Context for the issue:

No response

lapp0 commented 6 months ago
outlines.fsm.json_schema.build_regex_from_object(json.dumps(Example.model_json_schema()))
'\\{[\\n ]*"a"[\\n ]*:[\\n ]*"(?:[^"\\\\\\x00-\\x1f\\x7f-\\x9f]|\\\\.){,60}"[\\n ]*,[\\n ]*"b"[\\n ]*:[\\n ]*\\[[\\n ]*(("(?:[^"\\\\\\x00-\\x1f\\x7f-\\x9f]|\\\\.){,20}")(,[\\n ]*("(?:[^"\\\\\\x00-\\x1f\\x7f-\\x9f]|\\\\.){,20}")){0,4})?[\\n ]*\\][\\n ]*,[\\n ]*"c"[\\n ]*:[\\n ]*"(?:[^"\\\\\\x00-\\x1f\\x7f-\\x9f]|\\\\.){,200}"[\\n ]*,[\\n ]*"d"[\\n ]*:[\\n ]*\\[[\\n ]*(("(?:[^"\\\\\\x00-\\x1f\\x7f-\\x9f]|\\\\.){,100}")(,[\\n ]*("(?:[^"\\\\\\x00-\\x1f\\x7f-\\x9f]|\\\\.){,100}")){0,4})?[\\n ]*\\][\\n ]*,[\\n ]*"e"[\\n ]*:[\\n ]*\\[[\\n ]*(("(?:[^"\\\\\\x00-\\x1f\\x7f-\\x9f]|\\\\.){,20}")(,[\\n ]*("(?:[^"\\\\\\x00-\\x1f\\x7f-\\x9f]|\\\\.){,20}")){0,14})?[\\n ]*\\][\\n ]*,[\\n ]*"f"[\\n ]*:[\\n ]*\\[[\\n ]*(("(?:[^"\\\\\\x00-\\x1f\\x7f-\\x9f]|\\\\.){,30}")(,[\\n ]*("(?:[^"\\\\\\x00-\\x1f\\x7f-\\x9f]|\\\\.){,30}")){0,14})?[\\n ]*\\][\\n ]*\\}'

Yes, this is a very complex pattern and results in over 5,000 FSM states, each of which contains a set of valid tokens generated by traversing the FSM.

I agree 100% with the idea of splitting unions into multiple FSMs.
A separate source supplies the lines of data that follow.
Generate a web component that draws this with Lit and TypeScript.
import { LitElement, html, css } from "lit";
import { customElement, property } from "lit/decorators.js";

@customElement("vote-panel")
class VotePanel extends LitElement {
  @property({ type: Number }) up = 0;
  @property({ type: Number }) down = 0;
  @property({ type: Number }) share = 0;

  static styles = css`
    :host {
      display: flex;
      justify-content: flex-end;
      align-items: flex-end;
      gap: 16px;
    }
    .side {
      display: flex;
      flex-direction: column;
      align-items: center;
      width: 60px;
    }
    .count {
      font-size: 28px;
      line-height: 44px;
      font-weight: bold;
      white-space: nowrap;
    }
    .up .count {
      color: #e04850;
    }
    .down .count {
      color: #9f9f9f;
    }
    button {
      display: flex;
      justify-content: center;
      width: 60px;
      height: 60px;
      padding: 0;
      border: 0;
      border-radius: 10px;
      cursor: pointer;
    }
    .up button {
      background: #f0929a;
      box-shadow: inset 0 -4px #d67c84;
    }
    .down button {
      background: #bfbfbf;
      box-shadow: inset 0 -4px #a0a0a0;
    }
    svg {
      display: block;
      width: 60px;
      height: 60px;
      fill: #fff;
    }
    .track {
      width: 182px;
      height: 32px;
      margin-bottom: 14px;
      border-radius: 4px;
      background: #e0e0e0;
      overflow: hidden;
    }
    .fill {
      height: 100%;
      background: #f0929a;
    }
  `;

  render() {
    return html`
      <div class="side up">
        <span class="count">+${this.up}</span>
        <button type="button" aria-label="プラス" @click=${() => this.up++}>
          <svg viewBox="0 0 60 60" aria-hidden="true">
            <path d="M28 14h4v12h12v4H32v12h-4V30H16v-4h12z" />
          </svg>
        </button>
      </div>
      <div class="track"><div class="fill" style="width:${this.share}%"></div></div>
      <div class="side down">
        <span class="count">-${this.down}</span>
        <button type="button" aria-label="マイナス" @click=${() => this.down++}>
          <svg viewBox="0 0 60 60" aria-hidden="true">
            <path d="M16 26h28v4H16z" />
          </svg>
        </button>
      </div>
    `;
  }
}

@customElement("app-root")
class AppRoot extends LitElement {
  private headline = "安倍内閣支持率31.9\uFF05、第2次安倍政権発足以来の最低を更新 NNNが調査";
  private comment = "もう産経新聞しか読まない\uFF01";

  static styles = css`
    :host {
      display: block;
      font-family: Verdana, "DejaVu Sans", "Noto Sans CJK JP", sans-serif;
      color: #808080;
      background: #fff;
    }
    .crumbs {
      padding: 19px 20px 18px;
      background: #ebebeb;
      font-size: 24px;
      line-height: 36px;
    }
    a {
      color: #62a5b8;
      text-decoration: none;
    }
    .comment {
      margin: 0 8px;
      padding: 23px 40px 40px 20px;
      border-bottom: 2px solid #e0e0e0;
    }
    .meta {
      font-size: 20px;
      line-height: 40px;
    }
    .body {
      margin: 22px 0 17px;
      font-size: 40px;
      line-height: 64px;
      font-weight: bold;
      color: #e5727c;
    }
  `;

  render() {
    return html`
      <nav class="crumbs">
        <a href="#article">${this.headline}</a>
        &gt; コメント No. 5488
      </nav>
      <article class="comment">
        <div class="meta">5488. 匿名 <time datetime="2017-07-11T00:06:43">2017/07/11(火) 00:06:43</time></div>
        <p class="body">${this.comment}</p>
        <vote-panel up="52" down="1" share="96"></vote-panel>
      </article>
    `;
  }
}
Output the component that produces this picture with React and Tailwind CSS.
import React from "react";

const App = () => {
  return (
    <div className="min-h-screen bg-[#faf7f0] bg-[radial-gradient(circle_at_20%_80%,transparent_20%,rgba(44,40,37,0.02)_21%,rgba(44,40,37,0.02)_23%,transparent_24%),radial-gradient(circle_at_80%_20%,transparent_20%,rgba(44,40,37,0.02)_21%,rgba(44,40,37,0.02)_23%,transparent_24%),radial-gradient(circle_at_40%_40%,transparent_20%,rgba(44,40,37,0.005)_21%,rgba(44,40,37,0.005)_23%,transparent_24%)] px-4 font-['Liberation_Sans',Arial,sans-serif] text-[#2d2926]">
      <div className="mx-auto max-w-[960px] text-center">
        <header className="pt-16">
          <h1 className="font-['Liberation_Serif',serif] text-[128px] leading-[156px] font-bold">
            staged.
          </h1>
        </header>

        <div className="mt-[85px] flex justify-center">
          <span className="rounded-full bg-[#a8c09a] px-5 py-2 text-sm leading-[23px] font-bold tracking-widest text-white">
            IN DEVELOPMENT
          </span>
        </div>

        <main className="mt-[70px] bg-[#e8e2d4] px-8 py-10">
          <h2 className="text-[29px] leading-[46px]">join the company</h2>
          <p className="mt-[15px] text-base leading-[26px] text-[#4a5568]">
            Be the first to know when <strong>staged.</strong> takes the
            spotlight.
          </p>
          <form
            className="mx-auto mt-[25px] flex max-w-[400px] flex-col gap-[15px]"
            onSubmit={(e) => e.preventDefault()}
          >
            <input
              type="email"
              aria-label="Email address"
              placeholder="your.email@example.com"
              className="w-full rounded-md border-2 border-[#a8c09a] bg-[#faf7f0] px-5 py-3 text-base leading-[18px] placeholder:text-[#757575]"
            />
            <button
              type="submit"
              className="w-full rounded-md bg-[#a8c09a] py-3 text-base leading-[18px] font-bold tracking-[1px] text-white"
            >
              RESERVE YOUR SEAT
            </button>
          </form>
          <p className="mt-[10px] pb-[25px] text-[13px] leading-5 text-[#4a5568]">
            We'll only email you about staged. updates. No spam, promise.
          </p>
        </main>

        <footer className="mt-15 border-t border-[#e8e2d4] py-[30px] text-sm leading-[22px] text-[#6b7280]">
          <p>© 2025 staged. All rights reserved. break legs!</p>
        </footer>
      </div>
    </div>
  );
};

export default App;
For concatenated patterns it might become more complicated.

Related: https://github.com/outlines-dev/outlines/discussions/640

fmmoret commented 6 months ago

Is there an elegant way you can picture doing so while still being able to use the vLLM & pydantic integrations?

lapp0 commented 6 months ago

It's quite complex, I've been thinking about this problem for a bit. I'll ping you when I post the write-up I've been working on. (Concatenation and union operations between RegexFSM are also critical to performance of CFGFSM, but it relates here as well).
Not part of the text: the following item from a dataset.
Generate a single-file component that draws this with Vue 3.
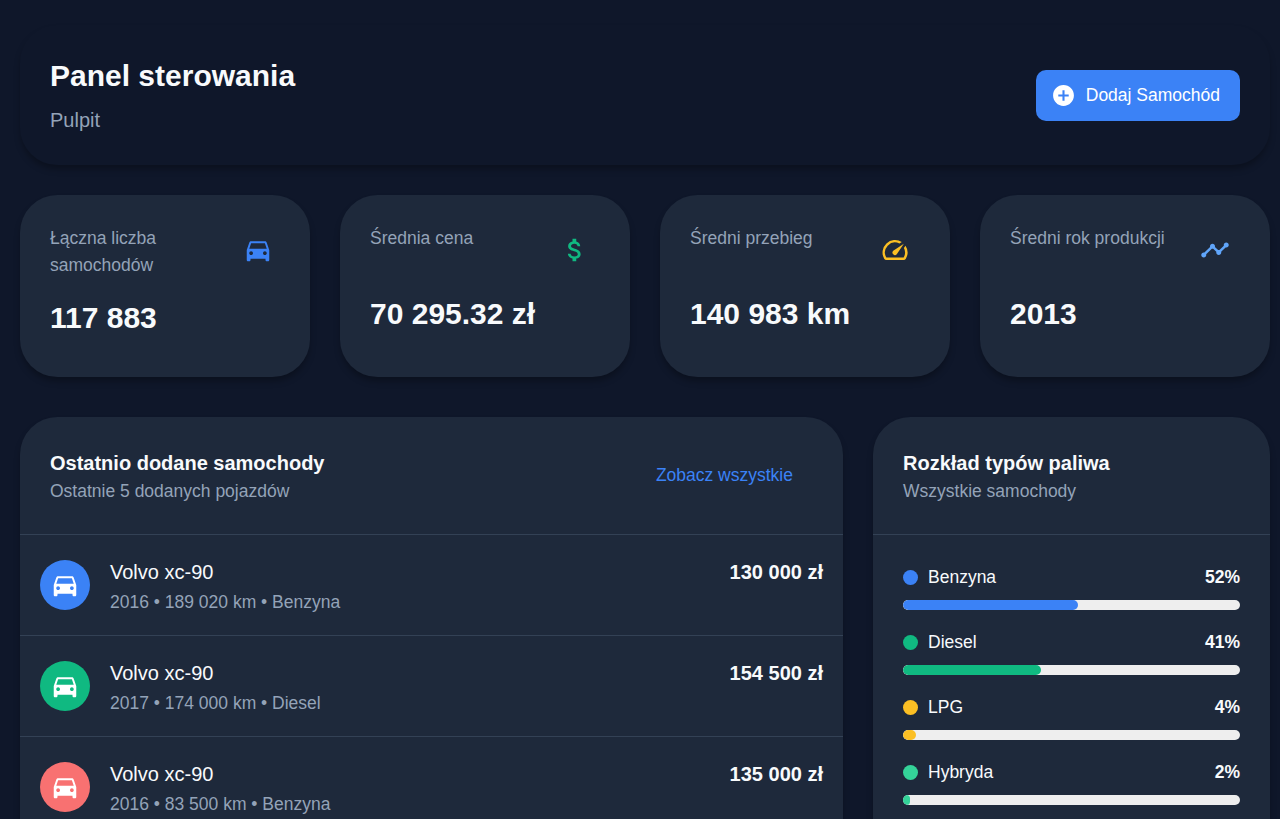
<script setup>
const car =
  'M18.92 6.01C18.72 5.42 18.16 5 17.5 5h-11c-.66 0-1.21.42-1.42 1.01L3 12v8c0 .55.45 1 1 1h1c.55 0 1-.45 1-1v-1h12v1c0 .55.45 1 1 1h1c.55 0 1-.45 1-1v-8l-2.08-5.99zM6.5 16c-.83 0-1.5-.67-1.5-1.5S5.67 13 6.5 13s1.5.67 1.5 1.5S7.33 16 6.5 16zm11 0c-.83 0-1.5-.67-1.5-1.5s.67-1.5 1.5-1.5 1.5.67 1.5 1.5-.67 1.5-1.5 1.5zM5 11l1.5-4.5h11L19 11H5z'
const dollar =
  'M11.8 10.9c-2.27-.59-3-1.2-3-2.15 0-1.09 1.01-1.85 2.7-1.85 1.78 0 2.44.85 2.5 2.1h2.21c-.07-1.72-1.12-3.3-3.21-3.81V3h-3v2.16c-1.94.42-3.5 1.68-3.5 3.61 0 2.31 1.91 3.46 4.7 4.13 2.5.6 3 1.48 3 2.41 0 .69-.49 1.79-2.7 1.79-2.06 0-2.87-.92-2.98-2.1h-2.2c.12 2.19 1.76 3.42 3.68 3.83V21h3v-2.15c1.95-.37 3.5-1.5 3.5-3.55 0-2.84-2.43-3.81-4.7-4.4z'
const speed =
  'M20.38 8.57l-1.23 1.85a8 8 0 0 1-.22 7.58H5.07A8 8 0 0 1 15.58 6.85l1.85-1.23A10 10 0 0 0 3.35 19a2 2 0 0 0 1.72 1h13.85a2 2 0 0 0 1.74-1 10 10 0 0 0-.27-10.44zm-9.79 6.84a2 2 0 0 0 2.83 0l5.66-8.49-8.49 5.66a2 2 0 0 0 0 2.83z'
const timeline =
  'M23 8c0 1.1-.9 2-2 2-.18 0-.35-.02-.51-.07l-3.56 3.55c.05.16.07.34.07.52 0 1.1-.9 2-2 2s-2-.9-2-2c0-.18.02-.36.07-.52l-2.55-2.55c-.16.05-.34.07-.52.07s-.36-.02-.52-.07l-4.55 4.56c.05.16.07.33.07.51 0 1.1-.9 2-2 2s-2-.9-2-2 .9-2 2-2c.18 0 .35.02.51.07l4.56-4.55C8.02 9.36 8 9.18 8 9c0-1.1.9-2 2-2s2 .9 2 2c0 .18-.02.36-.07.52l2.55 2.55c.16-.05.34-.07.52-.07s.36.02.52.07l3.55-3.56C19.02 8.35 19 8.18 19 8c0-1.1.9-2 2-2s2 .9 2 2z'
const addCircle =
  'M12 2C6.48 2 2 6.48 2 12s4.48 10 10 10 10-4.48 10-10S17.52 2 12 2zm5 11h-4v4h-2v-4H7v-2h4V7h2v4h4v2z'

const stats = [
  { label: 'Łączna liczba samochodów', value: '117 883', icon: car, tone: 'blue' },
  { label: 'Średnia cena', value: '70 295.32 zł', icon: dollar, tone: 'green' },
  { label: 'Średni przebieg', value: '140 983 km', icon: speed, tone: 'amber' },
  { label: 'Średni rok produkcji', value: '2013', icon: timeline, tone: 'sky' },
]

const cars = [
  { name: 'Volvo xc-90', meta: '2016 • 189 020 km • Benzyna', price: '130 000 zł', tone: 'blue' },
  { name: 'Volvo xc-90', meta: '2017 • 174 000 km • Diesel', price: '154 500 zł', tone: 'green' },
  { name: 'Volvo xc-90', meta: '2016 • 83 500 km • Benzyna', price: '135 000 zł', tone: 'red' },
]

const fuels = [
  { name: 'Benzyna', share: 52, tone: 'blue' },
  { name: 'Diesel', share: 41, tone: 'green' },
  { name: 'LPG', share: 4, tone: 'amber' },
  { name: 'Hybryda', share: 2, tone: 'mint' },
]
</script>

<template>
  <main class="page">
    <header class="hero">
      <div>
        <h1>Panel sterowania</h1>
        <p class="crumb">Pulpit</p>
      </div>
      <button class="add" type="button">
        <svg viewBox="0 0 24 24"><path :d="addCircle" /></svg>
        <span>Dodaj Samochód</span>
      </button>
    </header>

    <section class="stats">
      <article v-for="s in stats" :key="s.label" class="stat">
        <div class="stat-top">
          <span class="stat-label">{{ s.label }}</span>
          <span class="stat-icon" :class="s.tone">
            <svg viewBox="0 0 24 24"><path :d="s.icon" /></svg>
          </span>
        </div>
        <div class="stat-value">{{ s.value }}</div>
      </article>
    </section>

    <section class="panels">
      <article class="panel">
        <div class="panel-head">
          <div>
            <h2>Ostatnio dodane samochody</h2>
            <p>Ostatnie 5 dodanych pojazdów</p>
          </div>
          <a class="all">Zobacz wszystkie</a>
        </div>
        <div v-for="c in cars" :key="c.price" class="row">
          <span class="avatar" :class="c.tone">
            <svg viewBox="0 0 24 24"><path :d="car" /></svg>
          </span>
          <div class="info">
            <div class="name">{{ c.name }}</div>
            <div class="meta">{{ c.meta }}</div>
          </div>
          <div class="price">{{ c.price }}</div>
        </div>
      </article>

      <article class="panel">
        <div class="panel-head">
          <div>
            <h2>Rozkład typów paliwa</h2>
            <p>Wszystkie samochody</p>
          </div>
        </div>
        <div class="fuels">
          <div v-for="f in fuels" :key="f.name" class="fuel">
            <div class="fuel-top">
              <span class="dot" :class="f.tone"></span>
              <span class="fuel-name">{{ f.name }}</span>
              <span class="share">{{ f.share }}%</span>
            </div>
            <div class="track">
              <div class="fill" :class="f.tone" :style="{ width: f.share + '%' }"></div>
            </div>
          </div>
        </div>
      </article>
    </section>
  </main>
</template>

<style>
body {
  background: #0f172a;
  overflow: hidden;
}
</style>

<style scoped>
.page {
  box-sizing: border-box;
  height: 819px;
  overflow: hidden;
  padding: 25px 10px 0 20px;
  background: #0f172a;
  color: #f8fafc;
  font-family: "Liberation Sans", Arial, sans-serif;
  font-size: 17.5px;
}
h1, h2, p { margin: 0; }
svg { display: block; fill: currentColor; flex: none; }

.blue { --tone: #3b82f6; }
.green { --tone: #10b981; }
.amber { --tone: #fbbf24; }
.sky { --tone: #60a5fa; }
.red { --tone: #f87171; }
.mint { --tone: #34d399; }

.hero, .stat, .panel {
  border-radius: 37.5px;
  box-shadow: 0 5px 7.5px -1.25px rgba(0, 0, 0, 0.3);
}
.hero {
  box-sizing: border-box;
  height: 140px;
  padding: 0 30px;
  display: flex;
  align-items: center;
  justify-content: space-between;
}
h1 { font-size: 30px; line-height: 46px; }
.crumb { margin: 6px 0 2px; font-size: 20px; line-height: 31px; color: #94a3b8; }
.add {
  display: flex;
  align-items: center;
  gap: 10px;
  height: 51px;
  padding: 0 20px 0 15px;
  border: 0;
  border-radius: 10px;
  background: #3b82f6;
  color: #fff;
  font: inherit;
}
.add svg { width: 25px; height: 25px; }

.stats {
  display: grid;
  grid-template-columns: repeat(4, 1fr);
  gap: 30px;
  margin: 30px 0 40px;
}
.stat {
  box-sizing: border-box;
  height: 182px;
  padding: 30px;
  background: #1e293b;
}
.stat-top {
  display: flex;
  align-items: flex-start;
  justify-content: space-between;
}
.stat-label { line-height: 27px; color: #94a3b8; }
.stat-icon {
  display: flex;
  align-items: center;
  justify-content: center;
  width: 50px;
  height: 50px;
  color: var(--tone);
}
.stat-icon svg { width: 30px; height: 30px; }
.stat-value { margin-top: 16px; font-size: 30px; font-weight: 700; line-height: 46px; }

.panels {
  display: grid;
  grid-template-columns: 823px 1fr;
  gap: 30px;
}
.panel { height: 520px; overflow: hidden; background: #1e293b; }
.panel-head {
  box-sizing: border-box;
  height: 118px;
  padding: 31px 50px 31px 30px;
  display: flex;
  align-items: center;
  justify-content: space-between;
  border-bottom: 1px solid #334155;
}
h2 { font-size: 20px; line-height: 30px; }
.panel-head p { line-height: 26px; color: #94a3b8; }
.all { color: #3b82f6; }

.row {
  display: flex;
  gap: 20px;
  padding: 25px 20px;
  border-bottom: 1px solid #334155;
}
.avatar {
  display: flex;
  align-items: center;
  justify-content: center;
  width: 50px;
  height: 50px;
  border-radius: 50%;
  background: var(--tone);
  color: #fff;
}
.avatar svg { width: 30px; height: 30px; }
.info { flex: 1; height: 50px; }
.name { margin-top: -3px; font-size: 20px; line-height: 30px; }
.meta { line-height: 30px; color: #94a3b8; }
.price { margin-top: -3px; font-size: 20px; font-weight: 700; line-height: 30px; }

.fuels { padding: 29px 30px; }
.fuel { height: 65px; }
.fuel-top { display: flex; align-items: center; height: 27px; }
.dot { width: 15px; height: 15px; border-radius: 50%; background: var(--tone); }
.fuel-name { flex: 1; margin-left: 10px; }
.share { font-weight: 700; }
.track { margin-top: 9px; height: 10px; border-radius: 5px; overflow: hidden; background: #eee; }
.fill { height: 100%; border-radius: 5px; background: var(--tone); }
</style>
rlouf commented 6 months ago

I see a few ways we could dramatically reduce the memory that these FSMs take:

  1. Make sure that the FSM cannot be further reduced (no redundant states)
  2. Reduce the size of the largest lists into ranges of tokens to a state.

Which solution we should prioritize is very much an empirical question at this point.

fmmoret commented 6 months ago

Is there something tangential out there we could use instead of fsms?

This guy is claiming 10,000-100,000 times faster json constraining. https://twitter.com/jrysana/status/1765687350363906278

rlouf commented 6 months ago

Is there something tangential out there we could use instead of fsms?

There are a few things to try before completely replacing the DFA logic. For instance, how many of those transitions correspond to "allow all tokens and go to the same state"? If many, we could treat this as a special case and it would decrease the memory requirements dramatically. We could store ranges instead of token ids as well.

This guy is claiming 10,000-100,000 times faster json constraining. https://twitter.com/jrysana/status/1765687350363906278

We are yet to see the code. Anyway that's compilation time, and a few things can be done to improve this in Outlines we just didn't have the time to get around to it.